STATED GOAL:
Would you return all of this data exactly, leaving nothing out?

==== STORED DATA ====

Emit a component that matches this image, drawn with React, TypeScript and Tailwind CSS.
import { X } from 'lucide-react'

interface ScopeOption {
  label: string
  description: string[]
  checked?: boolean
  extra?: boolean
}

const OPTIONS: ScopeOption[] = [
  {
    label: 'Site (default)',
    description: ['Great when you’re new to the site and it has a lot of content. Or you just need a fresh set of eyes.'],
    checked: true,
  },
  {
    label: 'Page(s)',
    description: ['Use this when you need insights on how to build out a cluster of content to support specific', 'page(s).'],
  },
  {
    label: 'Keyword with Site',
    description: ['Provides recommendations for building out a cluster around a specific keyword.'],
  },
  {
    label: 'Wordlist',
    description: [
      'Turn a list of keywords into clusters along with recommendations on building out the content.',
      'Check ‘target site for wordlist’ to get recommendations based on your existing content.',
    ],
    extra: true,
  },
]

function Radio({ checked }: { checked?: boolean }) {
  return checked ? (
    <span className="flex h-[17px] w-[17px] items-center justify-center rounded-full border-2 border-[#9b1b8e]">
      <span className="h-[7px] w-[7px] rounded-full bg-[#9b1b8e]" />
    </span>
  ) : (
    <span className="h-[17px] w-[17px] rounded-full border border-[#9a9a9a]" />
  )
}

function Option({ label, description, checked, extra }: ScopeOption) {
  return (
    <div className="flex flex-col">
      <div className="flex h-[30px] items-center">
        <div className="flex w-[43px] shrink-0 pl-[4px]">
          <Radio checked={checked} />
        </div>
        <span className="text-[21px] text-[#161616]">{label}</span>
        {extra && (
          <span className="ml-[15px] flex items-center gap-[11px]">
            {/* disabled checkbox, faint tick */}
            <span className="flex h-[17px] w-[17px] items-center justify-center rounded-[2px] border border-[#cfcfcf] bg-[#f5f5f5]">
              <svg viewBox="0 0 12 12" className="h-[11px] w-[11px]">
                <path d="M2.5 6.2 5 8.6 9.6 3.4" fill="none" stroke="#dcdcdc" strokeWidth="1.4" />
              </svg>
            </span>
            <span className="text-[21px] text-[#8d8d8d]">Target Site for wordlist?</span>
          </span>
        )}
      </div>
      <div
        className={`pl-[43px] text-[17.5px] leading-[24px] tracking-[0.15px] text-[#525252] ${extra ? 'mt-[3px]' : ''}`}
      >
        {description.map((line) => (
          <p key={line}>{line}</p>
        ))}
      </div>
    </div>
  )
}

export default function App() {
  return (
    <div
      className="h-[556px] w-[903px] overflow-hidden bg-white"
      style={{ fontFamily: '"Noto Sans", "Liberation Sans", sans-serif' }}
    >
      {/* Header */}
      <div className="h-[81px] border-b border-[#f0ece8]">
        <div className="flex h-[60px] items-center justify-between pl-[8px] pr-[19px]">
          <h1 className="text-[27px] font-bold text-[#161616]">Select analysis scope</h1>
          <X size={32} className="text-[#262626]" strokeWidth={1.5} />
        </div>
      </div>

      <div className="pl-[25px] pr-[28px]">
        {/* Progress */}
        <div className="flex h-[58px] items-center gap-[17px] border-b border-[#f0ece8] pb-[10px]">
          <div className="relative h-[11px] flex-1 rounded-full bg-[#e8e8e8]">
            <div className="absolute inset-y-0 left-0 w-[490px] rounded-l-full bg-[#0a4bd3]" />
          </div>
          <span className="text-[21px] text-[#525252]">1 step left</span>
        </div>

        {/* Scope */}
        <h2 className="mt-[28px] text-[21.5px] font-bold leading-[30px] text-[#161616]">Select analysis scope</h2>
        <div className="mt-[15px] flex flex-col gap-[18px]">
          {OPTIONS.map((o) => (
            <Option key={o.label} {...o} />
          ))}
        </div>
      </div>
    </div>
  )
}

====

SOLUTION BELOW:
Emit a component that matches this image, drawn with React, TypeScript and Tailwind CSS.
import { X } from 'lucide-react'

interface ScopeOption {
  label: string
  description: string[]
  checked?: boolean
  extra?: boolean
}

const OPTIONS: ScopeOption[] = [
  {
    label: 'Site (default)',
    description: ['Great when you’re new to the site and it has a lot of content. Or you just need a fresh set of eyes.'],
    checked: true,
  },
  {
    label: 'Page(s)',
    description: ['Use this when you need insights on how to build out a cluster of content to support specific', 'page(s).'],
  },
  {
    label: 'Keyword with Site',
    description: ['Provides recommendations for building out a cluster around a specific keyword.'],
  },
  {
    label: 'Wordlist',
    description: [
      'Turn a list of keywords into clusters along with recommendations on building out the content.',
      'Check ‘target site for wordlist’ to get recommendations based on your existing content.',
    ],
    extra: true,
  },
]

function Radio({ checked }: { checked?: boolean }) {
  return checked ? (
    <span className="flex h-[17px] w-[17px] items-center justify-center rounded-full border-2 border-[#9b1b8e]">
      <span className="h-[7px] w-[7px] rounded-full bg-[#9b1b8e]" />
    </span>
  ) : (
    <span className="h-[17px] w-[17px] rounded-full border border-[#9a9a9a]" />
  )
}

function Option({ label, description, checked, extra }: ScopeOption) {
  return (
    <div className="flex flex-col">
      <div className="flex h-[30px] items-center">
        <div className="flex w-[43px] shrink-0 pl-[4px]">
          <Radio checked={checked} />
        </div>
        <span className="text-[21px] text-[#161616]">{label}</span>
        {extra && (
          <span className="ml-[15px] flex items-center gap-[11px]">
            {/* disabled checkbox, faint tick */}
            <span className="flex h-[17px] w-[17px] items-center justify-center rounded-[2px] border border-[#cfcfcf] bg-[#f5f5f5]">
              <svg viewBox="0 0 12 12" className="h-[11px] w-[11px]">
                <path d="M2.5 6.2 5 8.6 9.6 3.4" fill="none" stroke="#dcdcdc" strokeWidth="1.4" />
              </svg>
            </span>
            <span className="text-[21px] text-[#8d8d8d]">Target Site for wordlist?</span>
          </span>
        )}
      </div>
      <div
        className={`pl-[43px] text-[17.5px] leading-[24px] tracking-[0.15px] text-[#525252] ${extra ? 'mt-[3px]' : ''}`}
      >
        {description.map((line) => (
          <p key={line}>{line}</p>
        ))}
      </div>
    </div>
  )
}

export default function App() {
  return (
    <div
      className="h-[556px] w-[903px] overflow-hidden bg-white"
      style={{ fontFamily: '"Noto Sans", "Liberation Sans", sans-serif' }}
    >
      {/* Header */}
      <div className="h-[81px] border-b border-[#f0ece8]">
        <div className="flex h-[60px] items-center justify-between pl-[8px] pr-[19px]">
          <h1 className="text-[27px] font-bold text-[#161616]">Select analysis scope</h1>
          <X size={32} className="text-[#262626]" strokeWidth={1.5} />
        </div>
      </div>

      <div className="pl-[25px] pr-[28px]">
        {/* Progress */}
        <div className="flex h-[58px] items-center gap-[17px] border-b border-[#f0ece8] pb-[10px]">
          <div className="relative h-[11px] flex-1 rounded-full bg-[#e8e8e8]">
            <div className="absolute inset-y-0 left-0 w-[490px] rounded-l-full bg-[#0a4bd3]" />
          </div>
          <span className="text-[21px] text-[#525252]">1 step left</span>
        </div>

        {/* Scope */}
        <h2 className="mt-[28px] text-[21.5px] font-bold leading-[30px] text-[#161616]">Select analysis scope</h2>
        <div className="mt-[15px] flex flex-col gap-[18px]">
          {OPTIONS.map((o) => (
            <Option key={o.label} {...o} />
          ))}
        </div>
      </div>
    </div>
  )
}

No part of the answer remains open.